October 7, 2019

Executive Summary

Recent media coverage has called into question the long-term viability of flexible office space and its potential impact on real estate markets. Despite this, CBRE believes that the structural shift to flexibility is here to stay and that real estate markets are not threatened by it.

Here are some facts supporting why flexible office space is a durable trend in the real estate market:

  • Penetration levels are modest. Under 2% of total U.S. office inventory is dedicated to flexible office space and there are only a handful of submarkets that have more than 5 million sq. ft. of total office inventory with a flex-penetration rate of 5% or more.
  • The operator base is diversified. Approximately one-third of the flexible office space in the U.S. is provided by WeWork. Nine other operators account for 35% of total flexible office space. The rest (32%) is scattered across 690 more operators.
  • Office demand remains strong and broad-based. Over the past year, traditional (non-flex-operator) tenants have leased, on average, 55 million sq. ft. per quarter.
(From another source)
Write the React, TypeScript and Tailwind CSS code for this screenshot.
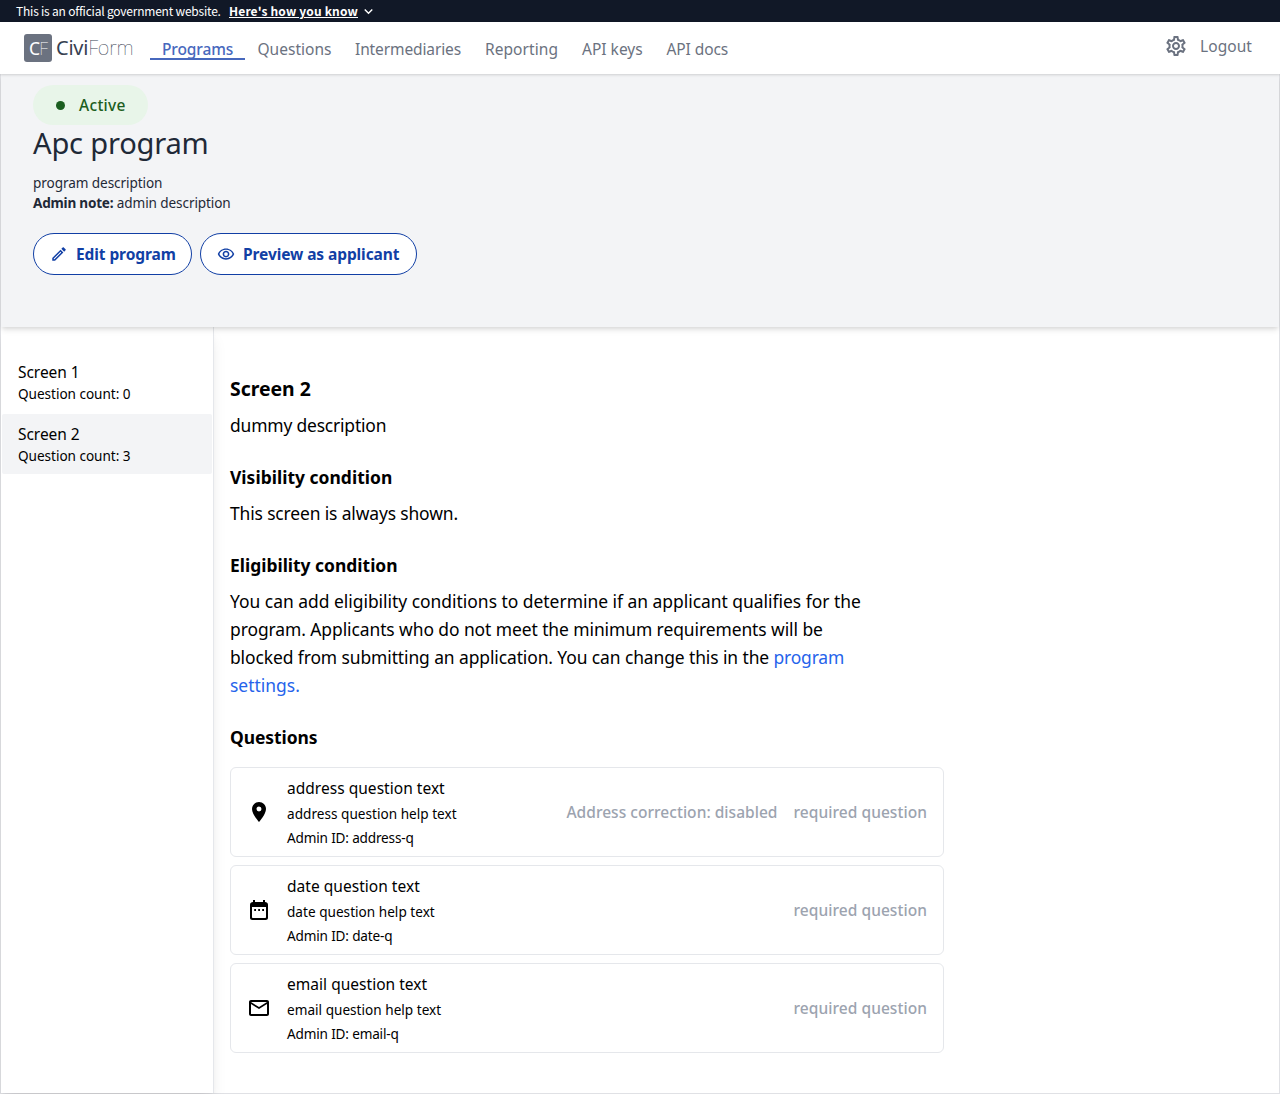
import type { ReactNode } from "react";
import {
  MdKeyboardArrowDown,
  MdMailOutline,
  MdOutlineEdit,
  MdOutlineRemoveRedEye,
  MdOutlineSettings,
  MdPlace,
} from "react-icons/md";

const navItems = [
  { label: "Programs", className: "w-[95px] pl-3 tracking-[-0.12px] font-medium text-[#4768bd] border-[#4768bd]" },
  { label: "Questions", className: "w-[98px] pl-[12.5px] border-transparent" },
  { label: "Intermediaries", className: "w-[130px] pl-3 tracking-[-0.12px] border-transparent" },
  { label: "Reporting", className: "w-[97px] pl-3 tracking-[0.06px] border-transparent" },
  { label: "API keys", className: "w-[84.5px] pl-3 border-transparent" },
  { label: "API docs", className: "w-[86px] pl-3 tracking-[-0.1px] border-transparent" },
];

function CalendarIcon() {
  return (
    <svg width="24" height="24" viewBox="0 0 24 24" fill="currentColor">
      <path
        fillRule="evenodd"
        d="M6 2h2v2h8V2h2v2.1c1.7 0 3 1 3 2.6V19.7c0 1.3-1 2.3-2.3 2.3H5.3C4 22 3 21 3 19.7V6.7C3 5.1 4.3 4.1 6 4.1zM5 9v10.3c0 .4.3.7.7.7h12.6c.4 0 .7-.3.7-.7V9z"
      />
      <path d="M7.2 11.1H9v1.8H7.2zm4 0H13v1.8h-1.8zm4 0H17v1.8h-1.8z" />
    </svg>
  );
}

const questions = [
  { name: "address", icon: <MdPlace size={24} />, correction: true },
  { name: "date", icon: <CalendarIcon />, correction: false },
  { name: "email", icon: <MdMailOutline size={24} />, correction: false },
];

function Banner() {
  return (
    <div className="flex h-[22px] items-center bg-[#111827] pl-4 font-['Noto_Sans_CJK_JP',sans-serif] text-[12px] leading-[16px] whitespace-nowrap text-white">
      <span className="w-[213px] tracking-[-0.21px]">This is an official government website.</span>
      <span className="tracking-[0.16px] font-bold underline">Here's how you know</span>
      <MdKeyboardArrowDown size={17} className="ml-[1.5px]" />
    </div>
  );
}

function Logo() {
  return (
    <div className="mt-3 ml-6 flex h-7 w-[126px] items-center whitespace-nowrap">
      <div className="flex size-7 items-center justify-center rounded-[3px] bg-[#6b7280] text-[17.5px] tracking-[-0.8px] text-white">
        <span>C</span>
        <span className="font-thin">F</span>
      </div>
      <div className="ml-1 text-[20px] leading-7 tracking-[-0.22px] text-[#374151]">
        Civi<span className="font-thin">Form</span>
      </div>
    </div>
  );
}

function NavBar() {
  return (
    <header className="relative z-20 flex h-[52px] bg-white text-[15.52px] leading-6 text-[#6b7280] shadow-[0_1px_3px_0_rgba(0,0,0,0.1),0_1px_2px_0_rgba(0,0,0,0.06)]">
      <Logo />
      <nav className="mt-[15px] flex">
        {navItems.map((item) => (
          <a key={item.label} className={`h-[23px] border-b-2 leading-6 whitespace-nowrap ${item.className}`}>
            {item.label}
          </a>
        ))}
      </nav>
      <div className="mt-3 mr-7 ml-auto flex h-6 items-center gap-3">
        <MdOutlineSettings size={24} />
        <span className="w-[52px] tracking-[0.06px]">Logout</span>
      </div>
    </header>
  );
}

function PillButton({ icon, children, className }: { icon: ReactNode; children: ReactNode; className: string }) {
  return (
    <button
      className={`flex h-[42px] items-center rounded-full border border-[#113fa5] bg-white pl-4 text-[15.52px] font-bold tracking-[-0.1px] whitespace-nowrap text-[#113fa5] ${className}`}
    >
      {icon}
      <span className="ml-2 pt-0.5">{children}</span>
    </button>
  );
}

function ProgramHeader() {
  return (
    <section className="relative z-10 h-[253px] bg-[#f3f4f6] pt-[11px] pl-8 text-[#1f2937] shadow-[0_4px_6px_-1px_rgba(0,0,0,0.1),0_2px_4px_-1px_rgba(0,0,0,0.08)]">
      <div className="flex h-10 w-[115px] items-center rounded-full bg-[#e8f5e9] pl-[23px] text-[15.52px] font-medium tracking-[0.3px] text-[#1b5e20]">
        <span className="mr-3.5 size-[9px] rounded-full bg-[#1b5e20]" />
        <span className="pt-0.5">Active</span>
      </div>
      <h1 className="text-[29.1px] leading-9 tracking-[-0.2px]">Apc program</h1>
      <p className="mt-3 text-[13.58px] leading-5 tracking-[-0.08px]">program description</p>
      <p className="text-[13.58px] leading-5 tracking-[-0.1px]">
        <b className="tracking-[-0.22px]">Admin note:</b> admin description
      </p>
      <div className="mt-5 flex gap-2">
        <PillButton icon={<MdOutlineEdit size={18} />} className="w-[159px]">
          Edit program
        </PillButton>
        <PillButton icon={<MdOutlineRemoveRedEye size={18} />} className="w-[217px]">
          Preview as applicant
        </PillButton>
      </div>
    </section>
  );
}

function ScreenLink({ title, count, className }: { title: string; count: number; className: string }) {
  return (
    <a className={`block h-[60px] rounded-[2px] pt-2 pl-4 ${className}`}>
      <div className="text-[15.52px] leading-6 tracking-[-0.05px]">{title}</div>
      <div className="text-[13.58px] leading-5 tracking-[-0.03px]">Question count: {count}</div>
    </a>
  );
}

function QuestionCard({ name, icon, correction }: { name: string; icon: ReactNode; correction: boolean }) {
  return (
    <div className="flex h-[90px] items-center rounded-md border border-[#e5e7eb] px-4">
      {icon}
      <div className="ml-4 pt-0.5 text-[13.58px] leading-6 tracking-[0.02px]">
        <div className="mb-0.5 text-[15.52px]">{name} question text</div>
        <div>{name} question help text</div>
        <div className="tracking-[-0.17px]">Admin ID: {name}-q</div>
      </div>
      <div className="ml-auto flex gap-4 text-[15.52px] font-medium text-[#9ca3af]">
        {correction && <span className="tracking-[0.03px]">Address correction: disabled</span>}
        <span className="tracking-[0.05px]">required question</span>
      </div>
    </div>
  );
}

export default function App() {
  return (
    <div className="flex h-[1094px] flex-col overflow-hidden bg-white font-['Noto_Sans',sans-serif] text-black">
      <Banner />
      <NavBar />
      <div className="flex min-h-0 flex-1 flex-col border-x border-b border-[#e0e1e5]">
        <ProgramHeader />
        <div className="flex flex-1">
          <aside className="w-[213px] border-r border-[#e5e7eb] px-px pt-[25px] shadow-[0_10px_15px_-3px_rgba(0,0,0,0.1),0_4px_6px_-2px_rgba(0,0,0,0.05)]">
            <ScreenLink title="Screen 1" count={0} className="mb-0.5" />
            <ScreenLink title="Screen 2" count={3} className="bg-[#f3f4f6]" />
          </aside>
          <main className="w-[730px] pt-12 pl-4 text-[17.46px] leading-7 whitespace-nowrap">
            <h2 className="text-[19.4px] leading-7 font-bold">Screen 2</h2>
            <p className="mt-2 tracking-[-0.18px]">dummy description</p>
            <h3 className="mt-6 font-bold tracking-[0.03px]">Visibility condition</h3>
            <p className="mt-2 tracking-[-0.14px]">This screen is always shown.</p>
            <h3 className="mt-6 font-bold">Eligibility condition</h3>
            <p className="mt-2">
              <span className="tracking-[-0.015px]">
                You can add eligibility conditions to determine if an applicant qualifies for the
              </span>
              <br />
              <span className="tracking-[-0.08px]">
                program. Applicants who do not meet the minimum requirements will be
              </span>
              <br />
              <span className="tracking-[-0.1px]">
                blocked from submitting an application. You can change this in the{" "}
                <a className="tracking-[-0.18px] text-[#2563eb]">program</a>
              </span>
              <br />
              <a className="text-[#2563eb]">settings.</a>
            </p>
            <h3 className="mt-6 mb-4 font-bold tracking-[-0.06px]">Questions</h3>
            <div className="flex flex-col gap-2">
              {questions.map((q) => (
                <QuestionCard key={q.name} {...q} />
              ))}
            </div>
          </main>
        </div>
      </div>
    </div>
  );
}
Flexible office space accounted for only 6.5% of all leasing activity nationally in H1 2019, compared with 26% of leasing activity directly to technology companies.
  • Landlords have been conservative in leasing to flexible operators. In Manhattan, the 10 largest landlords on average have less than 2% of their portfolio leased to flexible space operators and none of the top-10 landlords has more than 5% exposure.
  • The demand is clear. Market data provider Statista estimates that more than 1 million people in the U.S. will work out of flexible office space by 2022. There is enough demand to meet the existing supply of flexible office space and we see that continuing.